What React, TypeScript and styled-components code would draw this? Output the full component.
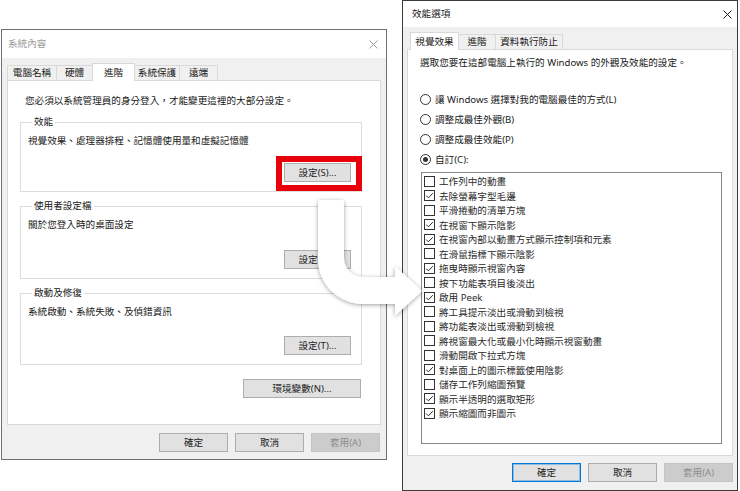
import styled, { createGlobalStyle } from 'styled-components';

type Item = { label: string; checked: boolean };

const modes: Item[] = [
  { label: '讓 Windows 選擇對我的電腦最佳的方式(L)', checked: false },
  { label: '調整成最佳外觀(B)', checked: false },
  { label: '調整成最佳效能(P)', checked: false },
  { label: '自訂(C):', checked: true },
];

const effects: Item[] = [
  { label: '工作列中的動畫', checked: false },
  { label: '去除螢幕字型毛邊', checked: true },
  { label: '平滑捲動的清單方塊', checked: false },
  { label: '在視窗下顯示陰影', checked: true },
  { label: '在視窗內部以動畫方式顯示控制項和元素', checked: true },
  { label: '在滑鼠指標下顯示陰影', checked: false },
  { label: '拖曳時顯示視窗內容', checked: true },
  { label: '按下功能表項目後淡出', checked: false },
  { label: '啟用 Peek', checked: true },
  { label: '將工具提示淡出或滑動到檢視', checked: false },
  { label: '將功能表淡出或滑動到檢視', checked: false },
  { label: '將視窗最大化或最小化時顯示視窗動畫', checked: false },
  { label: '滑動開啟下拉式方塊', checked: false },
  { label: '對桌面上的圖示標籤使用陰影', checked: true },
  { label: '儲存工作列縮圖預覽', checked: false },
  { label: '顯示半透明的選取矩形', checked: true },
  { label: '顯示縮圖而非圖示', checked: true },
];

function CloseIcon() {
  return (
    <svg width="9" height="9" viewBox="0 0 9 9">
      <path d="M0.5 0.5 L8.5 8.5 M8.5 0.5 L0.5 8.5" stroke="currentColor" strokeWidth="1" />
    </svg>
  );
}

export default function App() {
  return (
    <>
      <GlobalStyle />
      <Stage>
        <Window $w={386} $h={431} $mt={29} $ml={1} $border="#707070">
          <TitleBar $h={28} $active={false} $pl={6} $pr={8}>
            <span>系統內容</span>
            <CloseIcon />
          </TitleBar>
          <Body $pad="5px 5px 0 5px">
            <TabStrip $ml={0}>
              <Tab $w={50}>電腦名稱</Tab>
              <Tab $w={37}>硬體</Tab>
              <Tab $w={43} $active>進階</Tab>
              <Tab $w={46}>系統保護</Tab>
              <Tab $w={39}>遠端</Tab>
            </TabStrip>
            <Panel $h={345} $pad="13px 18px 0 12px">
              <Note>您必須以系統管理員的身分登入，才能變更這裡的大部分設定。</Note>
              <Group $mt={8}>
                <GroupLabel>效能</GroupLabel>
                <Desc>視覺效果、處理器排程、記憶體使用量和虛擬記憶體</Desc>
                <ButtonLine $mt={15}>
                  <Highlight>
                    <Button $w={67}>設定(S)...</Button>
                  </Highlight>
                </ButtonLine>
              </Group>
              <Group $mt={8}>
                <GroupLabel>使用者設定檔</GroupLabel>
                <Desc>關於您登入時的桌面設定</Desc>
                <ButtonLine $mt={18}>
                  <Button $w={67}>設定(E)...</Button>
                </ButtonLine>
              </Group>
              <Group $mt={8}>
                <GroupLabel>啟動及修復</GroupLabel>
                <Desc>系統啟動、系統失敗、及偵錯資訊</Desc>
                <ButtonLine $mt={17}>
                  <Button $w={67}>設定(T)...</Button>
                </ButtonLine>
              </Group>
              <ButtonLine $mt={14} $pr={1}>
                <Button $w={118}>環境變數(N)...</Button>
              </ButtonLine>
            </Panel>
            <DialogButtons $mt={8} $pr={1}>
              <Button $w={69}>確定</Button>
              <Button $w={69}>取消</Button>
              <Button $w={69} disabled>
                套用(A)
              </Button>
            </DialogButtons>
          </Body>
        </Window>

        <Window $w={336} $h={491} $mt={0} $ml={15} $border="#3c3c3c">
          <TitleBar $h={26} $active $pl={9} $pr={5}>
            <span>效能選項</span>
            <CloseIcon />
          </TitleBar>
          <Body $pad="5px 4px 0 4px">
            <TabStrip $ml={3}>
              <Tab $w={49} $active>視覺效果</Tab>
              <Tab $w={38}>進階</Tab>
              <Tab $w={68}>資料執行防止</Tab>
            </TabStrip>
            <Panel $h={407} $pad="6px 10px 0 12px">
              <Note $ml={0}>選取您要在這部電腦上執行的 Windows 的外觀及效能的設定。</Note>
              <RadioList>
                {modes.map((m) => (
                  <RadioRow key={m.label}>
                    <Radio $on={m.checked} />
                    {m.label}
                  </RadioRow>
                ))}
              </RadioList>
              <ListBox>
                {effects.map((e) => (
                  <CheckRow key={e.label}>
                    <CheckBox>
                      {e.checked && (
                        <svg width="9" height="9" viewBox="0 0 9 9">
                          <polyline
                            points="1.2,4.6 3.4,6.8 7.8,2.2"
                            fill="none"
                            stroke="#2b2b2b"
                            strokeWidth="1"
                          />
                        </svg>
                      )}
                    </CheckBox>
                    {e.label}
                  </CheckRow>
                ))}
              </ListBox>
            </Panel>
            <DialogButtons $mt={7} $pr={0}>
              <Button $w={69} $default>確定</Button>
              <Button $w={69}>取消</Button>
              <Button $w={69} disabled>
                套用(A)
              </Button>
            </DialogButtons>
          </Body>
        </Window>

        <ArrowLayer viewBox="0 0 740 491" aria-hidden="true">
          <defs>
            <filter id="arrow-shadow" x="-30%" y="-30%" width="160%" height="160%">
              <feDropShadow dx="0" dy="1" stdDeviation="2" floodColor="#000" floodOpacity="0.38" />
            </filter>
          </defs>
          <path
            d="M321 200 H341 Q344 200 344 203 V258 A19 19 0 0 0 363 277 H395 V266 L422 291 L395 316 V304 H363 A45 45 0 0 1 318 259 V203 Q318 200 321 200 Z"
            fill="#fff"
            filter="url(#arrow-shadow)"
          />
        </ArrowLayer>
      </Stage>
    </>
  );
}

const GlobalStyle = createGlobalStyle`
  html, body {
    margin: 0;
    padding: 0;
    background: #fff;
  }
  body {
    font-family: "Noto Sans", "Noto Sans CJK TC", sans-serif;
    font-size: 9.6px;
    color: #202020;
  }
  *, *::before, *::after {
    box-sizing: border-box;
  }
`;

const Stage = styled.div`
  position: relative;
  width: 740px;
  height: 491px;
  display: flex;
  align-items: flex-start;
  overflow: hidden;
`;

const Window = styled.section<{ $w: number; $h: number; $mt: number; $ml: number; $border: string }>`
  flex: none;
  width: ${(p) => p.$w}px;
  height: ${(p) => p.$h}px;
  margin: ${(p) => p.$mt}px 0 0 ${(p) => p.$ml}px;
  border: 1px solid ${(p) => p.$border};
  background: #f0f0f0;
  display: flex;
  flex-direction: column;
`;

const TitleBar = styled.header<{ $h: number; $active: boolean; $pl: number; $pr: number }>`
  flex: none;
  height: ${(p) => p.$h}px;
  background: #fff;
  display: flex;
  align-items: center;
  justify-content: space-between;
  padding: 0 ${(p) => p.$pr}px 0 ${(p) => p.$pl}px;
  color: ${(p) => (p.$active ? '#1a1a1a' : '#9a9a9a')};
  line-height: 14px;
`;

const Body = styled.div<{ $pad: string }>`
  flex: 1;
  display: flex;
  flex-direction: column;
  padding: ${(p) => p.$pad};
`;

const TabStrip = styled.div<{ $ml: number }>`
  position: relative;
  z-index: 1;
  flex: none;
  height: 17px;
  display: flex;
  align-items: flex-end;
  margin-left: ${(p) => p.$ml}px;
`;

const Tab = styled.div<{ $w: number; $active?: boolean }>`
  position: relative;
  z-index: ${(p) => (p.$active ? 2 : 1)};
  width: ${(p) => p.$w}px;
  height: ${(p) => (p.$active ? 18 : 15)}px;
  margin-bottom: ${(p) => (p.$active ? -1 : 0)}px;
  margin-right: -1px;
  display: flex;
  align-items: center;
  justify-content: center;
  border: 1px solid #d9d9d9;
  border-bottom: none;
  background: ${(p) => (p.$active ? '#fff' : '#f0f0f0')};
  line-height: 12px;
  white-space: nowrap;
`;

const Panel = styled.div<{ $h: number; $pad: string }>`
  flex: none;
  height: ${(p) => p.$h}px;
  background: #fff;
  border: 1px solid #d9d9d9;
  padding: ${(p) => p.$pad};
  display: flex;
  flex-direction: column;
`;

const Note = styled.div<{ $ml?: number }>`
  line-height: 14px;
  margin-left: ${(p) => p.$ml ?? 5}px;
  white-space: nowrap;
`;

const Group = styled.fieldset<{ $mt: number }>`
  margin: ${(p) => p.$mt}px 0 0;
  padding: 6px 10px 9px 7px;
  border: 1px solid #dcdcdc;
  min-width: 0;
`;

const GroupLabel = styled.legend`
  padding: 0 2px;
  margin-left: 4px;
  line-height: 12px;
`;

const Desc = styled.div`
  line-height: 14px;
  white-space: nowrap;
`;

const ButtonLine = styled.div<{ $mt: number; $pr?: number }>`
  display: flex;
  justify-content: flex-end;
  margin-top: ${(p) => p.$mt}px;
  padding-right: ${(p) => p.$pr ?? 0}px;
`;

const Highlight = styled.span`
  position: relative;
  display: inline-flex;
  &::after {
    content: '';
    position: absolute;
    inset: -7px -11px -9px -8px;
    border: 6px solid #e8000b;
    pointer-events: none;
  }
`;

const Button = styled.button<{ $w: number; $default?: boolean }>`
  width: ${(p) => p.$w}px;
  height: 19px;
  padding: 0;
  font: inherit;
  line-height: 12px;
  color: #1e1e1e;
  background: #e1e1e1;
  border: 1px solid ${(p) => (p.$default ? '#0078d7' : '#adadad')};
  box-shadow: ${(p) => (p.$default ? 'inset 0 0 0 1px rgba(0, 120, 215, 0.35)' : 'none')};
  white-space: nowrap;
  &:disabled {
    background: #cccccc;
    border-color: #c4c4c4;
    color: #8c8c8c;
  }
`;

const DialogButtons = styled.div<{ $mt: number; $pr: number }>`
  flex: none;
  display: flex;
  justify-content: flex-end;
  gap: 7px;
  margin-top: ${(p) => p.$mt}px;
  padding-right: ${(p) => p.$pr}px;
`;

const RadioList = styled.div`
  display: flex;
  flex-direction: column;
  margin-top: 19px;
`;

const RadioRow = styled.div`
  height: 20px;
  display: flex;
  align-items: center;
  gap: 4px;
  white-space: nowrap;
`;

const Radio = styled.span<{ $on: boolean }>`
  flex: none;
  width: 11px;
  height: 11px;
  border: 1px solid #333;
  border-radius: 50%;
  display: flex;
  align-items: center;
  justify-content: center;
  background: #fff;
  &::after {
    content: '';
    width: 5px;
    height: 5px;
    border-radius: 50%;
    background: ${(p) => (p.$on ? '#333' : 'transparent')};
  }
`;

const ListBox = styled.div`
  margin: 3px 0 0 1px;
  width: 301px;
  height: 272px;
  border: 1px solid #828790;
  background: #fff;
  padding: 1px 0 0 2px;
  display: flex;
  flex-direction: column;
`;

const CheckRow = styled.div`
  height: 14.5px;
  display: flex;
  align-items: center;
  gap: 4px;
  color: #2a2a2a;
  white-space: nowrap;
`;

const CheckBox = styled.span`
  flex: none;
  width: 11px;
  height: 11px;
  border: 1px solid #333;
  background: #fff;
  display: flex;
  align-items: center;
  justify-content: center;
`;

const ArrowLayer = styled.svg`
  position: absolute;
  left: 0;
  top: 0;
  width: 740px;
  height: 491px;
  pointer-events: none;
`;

============

◆ **Task description**: Take every line from the data above that holds "components" and copy it out.

◆ **Worked solution**:
What React, TypeScript and styled-components code would draw this? Output the full component.
import styled, { createGlobalStyle } from 'styled-components';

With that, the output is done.